Tackling the process of dispersing unneeded personal possessions during downsizing can be a major source of emotional trauma. The best suggestion for managing the emotional stress of downsizing is recognizing what is causing your stress and developing an action plan for handling the downsizing process with minimal added emotional trauma.



Causes of the Emotional Stress:

  • Memories—breaking the emotional attachments to your possessions.  This is a big hurdle and causes a lot of stress thinking about getting rid of the possessions that represent your achievements and past experiences.  The question, “How do I depart with these mementos that I have spent my lifetime collecting?” becomes difficult for some to answer and can cause guilt and emotional stress, as well.
  • Difficulty leaving the family home—is it the beginning of the end?  Ending this phase of your life may make you feel less vibrant, rather than considering that with less stuff, you have a chance for greater flexibility with less financial and home maintenance responsibilities.
  • Change is scary.  People are often afraid of the unknown. Clear planning, as best you can what the future will look like, helps diminish the emotional stress.
  • Your kids don’t want your stuff (you still have theirs in the basement).  All along you have thought that the family members would gladly take those heirlooms, yet, to your dismay, you find no one wants them.  Lifestyles are different and the items don’t fit.  Got a baby grand piano?  You might do better selling it.

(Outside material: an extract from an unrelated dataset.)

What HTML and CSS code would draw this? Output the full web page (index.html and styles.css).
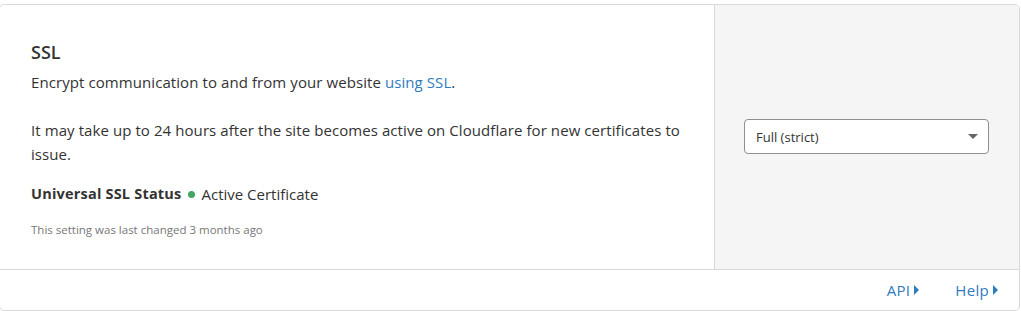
FILE: index.html
```html
<!DOCTYPE html>
<html lang="en">
<head>
    <meta charset="UTF-8">
    <meta name="viewport" content="width=device-width, initial-scale=1.0">
    <title>SSL</title>
    <link rel="stylesheet" href="styles.css">
</head>
<body>
    <div class="card">
        <div class="card-body">
            <div class="card-content">
                <h3 class="card-title">SSL</h3>
                <p>Encrypt communication to and from your website <a href="#">using SSL</a>.</p>
                <p class="note">It may take up to 24 hours after the site becomes active on Cloudflare for new certificates to issue.</p>
                <div class="status">
                    <strong>Universal SSL Status</strong>
                    <span class="dot"></span>
                    <span>Active Certificate</span>
                </div>
                <div class="changed">This setting was last changed 3 months ago</div>
            </div>
            <div class="card-control">
                <div class="select">
                    <span>Full (strict)</span>
                    <span class="caret"></span>
                </div>
            </div>
        </div>
        <div class="card-footer">
            <a href="#" class="footer-link">API<span class="arrow"></span></a>
            <a href="#" class="footer-link">Help<span class="arrow"></span></a>
        </div>
    </div>
</body>
</html>
```

FILE: styles.css
```css
/* General Reset */
* {
    margin: 0;
    padding: 0;
    box-sizing: border-box;
    font-family: "Open Sans", sans-serif;
}

body {
    background: #fff;
    color: #333;
}

.card {
    margin: 4px 1px 0 -1px;
    height: 307px;
    border: 1px solid #d9d9d9;
    border-radius: 5px;
    overflow: hidden;
    display: flex;
    flex-direction: column;
}

.card-body {
    display: flex;
    height: 265px;
    border-bottom: 1px solid #d9d9d9;
}

.card-content {
    flex: 1;
    padding: 35px 30px 0 31px;
    font-size: 15px;
    line-height: 24px;
    letter-spacing: 0.08px;
}

.card-title {
    font-size: 18px;
    font-weight: 600;
    line-height: 24px;
    color: #333;
    margin-bottom: 6px;
    letter-spacing: 0;
}

.card-content a {
    color: #2f7bbf;
    text-decoration: none;
}

.note {
    margin-top: 24px;
}

.status {
    display: flex;
    align-items: center;
    margin-top: 16px;
}

.status strong {
    font-weight: 700;
    font-size: 14.5px;
    letter-spacing: 0.2px;
}

.dot {
    width: 7px;
    height: 7px;
    border-radius: 50%;
    background: #3fa663;
    margin: 0 6px 0 7px;
}

.status span:last-child {
    letter-spacing: 0;
}

.changed {
    margin-top: 16px;
    font-size: 11.5px;
    line-height: 16px;
    color: #777;
    letter-spacing: 0;
}

.card-control {
    width: 305px;
    background: #f5f5f5;
    border-left: 1px solid #d9d9d9;
    padding: 114px 30px 0 29px;
}

.select {
    height: 35px;
    background: #fff;
    border: 1px solid #8f8f8f;
    border-radius: 4px;
    display: flex;
    align-items: center;
    justify-content: space-between;
    padding: 0 10px 0 11px;
    font-size: 13px;
    color: #333;
}

.caret {
    width: 0;
    height: 0;
    border-left: 5px solid transparent;
    border-right: 5px solid transparent;
    border-top: 5px solid #666;
}

.card-footer {
    flex: 1;
    display: flex;
    justify-content: flex-end;
    align-items: center;
    gap: 36px;
    padding: 0 21px 0 0;
}

.footer-link {
    display: flex;
    align-items: center;
    color: #2f7bbf;
    text-decoration: none;
    font-size: 15px;
    letter-spacing: 0.3px;
}

.arrow {
    margin-left: 4px;
    width: 0;
    height: 0;
    border-top: 5px solid transparent;
    border-bottom: 5px solid transparent;
    border-left: 5px solid #2f7bbf;
}
```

Create An Action Plan for Downsizing.

Don't Toss My Memories in the Trash-A Step-by-Step. This fellow Pittsburgher has many years of experience helping families and individuals learn to relocate, sort and shed their possessions, as she offers a compassionate perspective on downsizing. This reference is a must read for anyone involved in the transition of downsizing.
Don't Toss My Memories in the Trash-A Step-by-Step Guide to Helping Seniors Downsize, Organize, and Move

The key is to give yourself plenty of time for the process of sorting through your possessions.  The Mantra of Reduce, Reuse, Recycle is a great starting perspective for the process.

  1. Identify your goal for downsizing. Identify exactly why you are downsizing, and revisit this goal often as you continue through the process.  View this process as a positive time when you are creating a new chapter in your life and it is a time to re-invent your lifestyle and your surroundings.
  2. Organize relevant and contributing pieces.  Maintaining unused possessions may keep you connected to your past, but they also prevent you from making healthy changes transitioning into a new phase of your life.  Sort items into three categories, sell, donate, retain.  If no family member wants an item that you are not retaining for yourself, consider selling it or donating it.  You may find someone else who could benefit from this item.
  3. Why am I attached to this item?  Often items retain their significance because someone special gave them to you or they remind you of a special event in your life.  Consider giving these items to others who would appreciate these items because of this past significance.
  4. Can I make money from this?  If you have possessions that you would like to sell, have their value assessed and decide if you want to have them sold, rather than donated. Stuff is worth only what someone else is willing to pay you for it, and the people who get rich from Internet auction sites are few and far between.  You can sell your items at yard sales but you don’t make much profit.
  5. What is the worst that will happen if I get rid of this?  Are you putting off the decision to downsize because you may need these items some day?  Or your kids may need these items?  If you have memorabilia from your kids’ lives, set a firm deadline by which the stuff must be picked up. If it isn’t, trash it! If it’s not worth space in their homes, it’s not worth space in yours. 

The goal of downsizing is to keep items that reflect who you are now, not who you were then. By downsizing, you minimize your emotional stress by having fewer responsibilities, a smaller workload, an increased cash flow, and greater flexibility with less to overwhelm.  Take, sell, or give away.